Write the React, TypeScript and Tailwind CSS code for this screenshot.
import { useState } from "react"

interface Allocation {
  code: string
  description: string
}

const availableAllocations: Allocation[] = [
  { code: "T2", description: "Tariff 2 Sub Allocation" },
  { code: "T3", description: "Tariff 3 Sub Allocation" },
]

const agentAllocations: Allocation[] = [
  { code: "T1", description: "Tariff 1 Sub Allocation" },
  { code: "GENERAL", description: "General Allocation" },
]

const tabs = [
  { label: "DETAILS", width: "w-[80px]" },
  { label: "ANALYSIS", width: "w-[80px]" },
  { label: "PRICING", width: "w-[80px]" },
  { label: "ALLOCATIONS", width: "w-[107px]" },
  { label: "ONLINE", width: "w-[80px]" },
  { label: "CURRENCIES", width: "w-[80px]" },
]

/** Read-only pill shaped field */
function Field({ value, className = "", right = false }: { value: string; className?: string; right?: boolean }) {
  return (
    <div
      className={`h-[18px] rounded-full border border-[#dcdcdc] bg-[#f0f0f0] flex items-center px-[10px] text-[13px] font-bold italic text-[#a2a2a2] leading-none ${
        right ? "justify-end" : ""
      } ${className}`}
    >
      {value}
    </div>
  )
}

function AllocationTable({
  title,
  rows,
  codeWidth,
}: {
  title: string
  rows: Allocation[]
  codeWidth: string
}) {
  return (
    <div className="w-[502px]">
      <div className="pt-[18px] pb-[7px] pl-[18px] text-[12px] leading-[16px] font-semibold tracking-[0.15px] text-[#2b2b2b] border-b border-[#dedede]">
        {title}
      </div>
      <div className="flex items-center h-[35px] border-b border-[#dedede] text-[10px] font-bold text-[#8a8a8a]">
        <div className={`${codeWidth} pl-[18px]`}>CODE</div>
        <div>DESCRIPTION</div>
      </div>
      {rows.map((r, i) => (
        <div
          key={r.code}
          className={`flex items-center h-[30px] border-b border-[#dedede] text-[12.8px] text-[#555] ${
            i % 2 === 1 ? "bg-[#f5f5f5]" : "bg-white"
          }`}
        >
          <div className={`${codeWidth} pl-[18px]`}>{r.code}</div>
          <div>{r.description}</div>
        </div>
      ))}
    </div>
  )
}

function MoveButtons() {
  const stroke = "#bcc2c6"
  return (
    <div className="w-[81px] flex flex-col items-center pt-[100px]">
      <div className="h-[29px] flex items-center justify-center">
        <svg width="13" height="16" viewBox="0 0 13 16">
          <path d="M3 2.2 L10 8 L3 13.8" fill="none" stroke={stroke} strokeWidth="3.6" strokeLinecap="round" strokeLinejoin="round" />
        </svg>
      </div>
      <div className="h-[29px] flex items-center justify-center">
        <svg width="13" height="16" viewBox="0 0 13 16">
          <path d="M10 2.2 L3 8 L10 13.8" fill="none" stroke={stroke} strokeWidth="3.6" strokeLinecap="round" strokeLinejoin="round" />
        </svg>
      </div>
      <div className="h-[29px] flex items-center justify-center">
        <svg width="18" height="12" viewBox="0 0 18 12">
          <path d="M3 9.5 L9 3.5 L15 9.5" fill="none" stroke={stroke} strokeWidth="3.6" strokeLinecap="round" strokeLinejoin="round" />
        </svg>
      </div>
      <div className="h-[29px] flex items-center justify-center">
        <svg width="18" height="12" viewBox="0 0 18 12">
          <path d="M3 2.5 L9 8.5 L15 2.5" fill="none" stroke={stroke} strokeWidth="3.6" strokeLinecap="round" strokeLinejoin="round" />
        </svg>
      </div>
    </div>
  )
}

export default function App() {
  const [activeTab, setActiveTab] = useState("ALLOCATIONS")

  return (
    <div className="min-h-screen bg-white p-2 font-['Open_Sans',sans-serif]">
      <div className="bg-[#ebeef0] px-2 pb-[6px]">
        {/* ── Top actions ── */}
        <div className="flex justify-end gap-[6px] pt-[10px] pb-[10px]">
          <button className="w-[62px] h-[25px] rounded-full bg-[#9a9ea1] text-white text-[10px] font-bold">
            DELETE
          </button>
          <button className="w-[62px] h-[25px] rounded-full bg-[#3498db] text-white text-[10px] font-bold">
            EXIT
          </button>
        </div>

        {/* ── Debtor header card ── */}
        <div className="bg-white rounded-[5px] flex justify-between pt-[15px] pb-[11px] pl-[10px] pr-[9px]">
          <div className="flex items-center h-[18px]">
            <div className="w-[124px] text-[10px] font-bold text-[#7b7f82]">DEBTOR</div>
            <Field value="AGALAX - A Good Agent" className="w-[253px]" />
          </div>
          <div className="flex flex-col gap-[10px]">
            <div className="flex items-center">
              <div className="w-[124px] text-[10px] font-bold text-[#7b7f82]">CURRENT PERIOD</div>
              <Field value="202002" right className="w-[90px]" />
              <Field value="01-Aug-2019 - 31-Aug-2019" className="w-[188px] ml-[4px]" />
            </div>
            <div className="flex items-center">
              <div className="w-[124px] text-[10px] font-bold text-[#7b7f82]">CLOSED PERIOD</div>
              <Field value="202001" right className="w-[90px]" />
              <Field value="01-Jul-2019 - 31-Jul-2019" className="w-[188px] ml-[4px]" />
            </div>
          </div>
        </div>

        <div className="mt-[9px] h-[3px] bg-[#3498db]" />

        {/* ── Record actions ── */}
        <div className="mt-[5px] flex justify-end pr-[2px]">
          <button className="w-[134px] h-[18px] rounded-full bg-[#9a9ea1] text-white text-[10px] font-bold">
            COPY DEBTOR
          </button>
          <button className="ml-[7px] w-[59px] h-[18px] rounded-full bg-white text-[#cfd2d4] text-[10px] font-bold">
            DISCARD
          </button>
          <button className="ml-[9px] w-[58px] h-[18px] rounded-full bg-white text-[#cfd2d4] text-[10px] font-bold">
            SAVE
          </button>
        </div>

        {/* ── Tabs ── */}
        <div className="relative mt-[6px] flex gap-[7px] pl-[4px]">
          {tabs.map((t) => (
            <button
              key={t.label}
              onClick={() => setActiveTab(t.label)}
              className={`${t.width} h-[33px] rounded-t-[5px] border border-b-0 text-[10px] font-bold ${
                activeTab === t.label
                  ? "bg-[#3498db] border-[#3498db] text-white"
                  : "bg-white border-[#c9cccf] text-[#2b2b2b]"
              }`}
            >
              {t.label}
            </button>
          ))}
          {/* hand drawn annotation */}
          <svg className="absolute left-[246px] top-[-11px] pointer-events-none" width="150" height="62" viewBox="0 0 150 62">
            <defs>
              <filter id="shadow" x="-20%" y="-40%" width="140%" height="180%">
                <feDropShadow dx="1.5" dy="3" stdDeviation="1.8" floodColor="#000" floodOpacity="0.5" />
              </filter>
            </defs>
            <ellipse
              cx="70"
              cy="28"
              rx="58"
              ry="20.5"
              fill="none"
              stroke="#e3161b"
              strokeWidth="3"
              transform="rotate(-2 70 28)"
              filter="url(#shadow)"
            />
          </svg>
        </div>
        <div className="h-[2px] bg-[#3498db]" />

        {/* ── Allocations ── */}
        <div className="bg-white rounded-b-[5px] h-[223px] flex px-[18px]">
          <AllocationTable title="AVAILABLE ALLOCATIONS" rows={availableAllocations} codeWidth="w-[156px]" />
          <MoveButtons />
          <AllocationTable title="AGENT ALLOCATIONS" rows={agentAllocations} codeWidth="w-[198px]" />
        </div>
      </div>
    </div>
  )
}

Your instructions
Give every line of the material again, exactly as it reads.

The response
Write the React, TypeScript and Tailwind CSS code for this screenshot.
import { useState } from "react"

interface Allocation {
  code: string
  description: string
}

const availableAllocations: Allocation[] = [
  { code: "T2", description: "Tariff 2 Sub Allocation" },
  { code: "T3", description: "Tariff 3 Sub Allocation" },
]

const agentAllocations: Allocation[] = [
  { code: "T1", description: "Tariff 1 Sub Allocation" },
  { code: "GENERAL", description: "General Allocation" },
]

const tabs = [
  { label: "DETAILS", width: "w-[80px]" },
  { label: "ANALYSIS", width: "w-[80px]" },
  { label: "PRICING", width: "w-[80px]" },
  { label: "ALLOCATIONS", width: "w-[107px]" },
  { label: "ONLINE", width: "w-[80px]" },
  { label: "CURRENCIES", width: "w-[80px]" },
]

/** Read-only pill shaped field */
function Field({ value, className = "", right = false }: { value: string; className?: string; right?: boolean }) {
  return (
    <div
      className={`h-[18px] rounded-full border border-[#dcdcdc] bg-[#f0f0f0] flex items-center px-[10px] text-[13px] font-bold italic text-[#a2a2a2] leading-none ${
        right ? "justify-end" : ""
      } ${className}`}
    >
      {value}
    </div>
  )
}

function AllocationTable({
  title,
  rows,
  codeWidth,
}: {
  title: string
  rows: Allocation[]
  codeWidth: string
}) {
  return (
    <div className="w-[502px]">
      <div className="pt-[18px] pb-[7px] pl-[18px] text-[12px] leading-[16px] font-semibold tracking-[0.15px] text-[#2b2b2b] border-b border-[#dedede]">
        {title}
      </div>
      <div className="flex items-center h-[35px] border-b border-[#dedede] text-[10px] font-bold text-[#8a8a8a]">
        <div className={`${codeWidth} pl-[18px]`}>CODE</div>
        <div>DESCRIPTION</div>
      </div>
      {rows.map((r, i) => (
        <div
          key={r.code}
          className={`flex items-center h-[30px] border-b border-[#dedede] text-[12.8px] text-[#555] ${
            i % 2 === 1 ? "bg-[#f5f5f5]" : "bg-white"
          }`}
        >
          <div className={`${codeWidth} pl-[18px]`}>{r.code}</div>
          <div>{r.description}</div>
        </div>
      ))}
    </div>
  )
}

function MoveButtons() {
  const stroke = "#bcc2c6"
  return (
    <div className="w-[81px] flex flex-col items-center pt-[100px]">
      <div className="h-[29px] flex items-center justify-center">
        <svg width="13" height="16" viewBox="0 0 13 16">
          <path d="M3 2.2 L10 8 L3 13.8" fill="none" stroke={stroke} strokeWidth="3.6" strokeLinecap="round" strokeLinejoin="round" />
        </svg>
      </div>
      <div className="h-[29px] flex items-center justify-center">
        <svg width="13" height="16" viewBox="0 0 13 16">
          <path d="M10 2.2 L3 8 L10 13.8" fill="none" stroke={stroke} strokeWidth="3.6" strokeLinecap="round" strokeLinejoin="round" />
        </svg>
      </div>
      <div className="h-[29px] flex items-center justify-center">
        <svg width="18" height="12" viewBox="0 0 18 12">
          <path d="M3 9.5 L9 3.5 L15 9.5" fill="none" stroke={stroke} strokeWidth="3.6" strokeLinecap="round" strokeLinejoin="round" />
        </svg>
      </div>
      <div className="h-[29px] flex items-center justify-center">
        <svg width="18" height="12" viewBox="0 0 18 12">
          <path d="M3 2.5 L9 8.5 L15 2.5" fill="none" stroke={stroke} strokeWidth="3.6" strokeLinecap="round" strokeLinejoin="round" />
        </svg>
      </div>
    </div>
  )
}

export default function App() {
  const [activeTab, setActiveTab] = useState("ALLOCATIONS")

  return (
    <div className="min-h-screen bg-white p-2 font-['Open_Sans',sans-serif]">
      <div className="bg-[#ebeef0] px-2 pb-[6px]">
        {/* ── Top actions ── */}
        <div className="flex justify-end gap-[6px] pt-[10px] pb-[10px]">
          <button className="w-[62px] h-[25px] rounded-full bg-[#9a9ea1] text-white text-[10px] font-bold">
            DELETE
          </button>
          <button className="w-[62px] h-[25px] rounded-full bg-[#3498db] text-white text-[10px] font-bold">
            EXIT
          </button>
        </div>

        {/* ── Debtor header card ── */}
        <div className="bg-white rounded-[5px] flex justify-between pt-[15px] pb-[11px] pl-[10px] pr-[9px]">
          <div className="flex items-center h-[18px]">
            <div className="w-[124px] text-[10px] font-bold text-[#7b7f82]">DEBTOR</div>
            <Field value="AGALAX - A Good Agent" className="w-[253px]" />
          </div>
          <div className="flex flex-col gap-[10px]">
            <div className="flex items-center">
              <div className="w-[124px] text-[10px] font-bold text-[#7b7f82]">CURRENT PERIOD</div>
              <Field value="202002" right className="w-[90px]" />
              <Field value="01-Aug-2019 - 31-Aug-2019" className="w-[188px] ml-[4px]" />
            </div>
            <div className="flex items-center">
              <div className="w-[124px] text-[10px] font-bold text-[#7b7f82]">CLOSED PERIOD</div>
              <Field value="202001" right className="w-[90px]" />
              <Field value="01-Jul-2019 - 31-Jul-2019" className="w-[188px] ml-[4px]" />
            </div>
          </div>
        </div>

        <div className="mt-[9px] h-[3px] bg-[#3498db]" />

        {/* ── Record actions ── */}
        <div className="mt-[5px] flex justify-end pr-[2px]">
          <button className="w-[134px] h-[18px] rounded-full bg-[#9a9ea1] text-white text-[10px] font-bold">
            COPY DEBTOR
          </button>
          <button className="ml-[7px] w-[59px] h-[18px] rounded-full bg-white text-[#cfd2d4] text-[10px] font-bold">
            DISCARD
          </button>
          <button className="ml-[9px] w-[58px] h-[18px] rounded-full bg-white text-[#cfd2d4] text-[10px] font-bold">
            SAVE
          </button>
        </div>

        {/* ── Tabs ── */}
        <div className="relative mt-[6px] flex gap-[7px] pl-[4px]">
          {tabs.map((t) => (
            <button
              key={t.label}
              onClick={() => setActiveTab(t.label)}
              className={`${t.width} h-[33px] rounded-t-[5px] border border-b-0 text-[10px] font-bold ${
                activeTab === t.label
                  ? "bg-[#3498db] border-[#3498db] text-white"
                  : "bg-white border-[#c9cccf] text-[#2b2b2b]"
              }`}
            >
              {t.label}
            </button>
          ))}
          {/* hand drawn annotation */}
          <svg className="absolute left-[246px] top-[-11px] pointer-events-none" width="150" height="62" viewBox="0 0 150 62">
            <defs>
              <filter id="shadow" x="-20%" y="-40%" width="140%" height="180%">
                <feDropShadow dx="1.5" dy="3" stdDeviation="1.8" floodColor="#000" floodOpacity="0.5" />
              </filter>
            </defs>
            <ellipse
              cx="70"
              cy="28"
              rx="58"
              ry="20.5"
              fill="none"
              stroke="#e3161b"
              strokeWidth="3"
              transform="rotate(-2 70 28)"
              filter="url(#shadow)"
            />
          </svg>
        </div>
        <div className="h-[2px] bg-[#3498db]" />

        {/* ── Allocations ── */}
        <div className="bg-white rounded-b-[5px] h-[223px] flex px-[18px]">
          <AllocationTable title="AVAILABLE ALLOCATIONS" rows={availableAllocations} codeWidth="w-[156px]" />
          <MoveButtons />
          <AllocationTable title="AGENT ALLOCATIONS" rows={agentAllocations} codeWidth="w-[198px]" />
        </div>
      </div>
    </div>
  )
}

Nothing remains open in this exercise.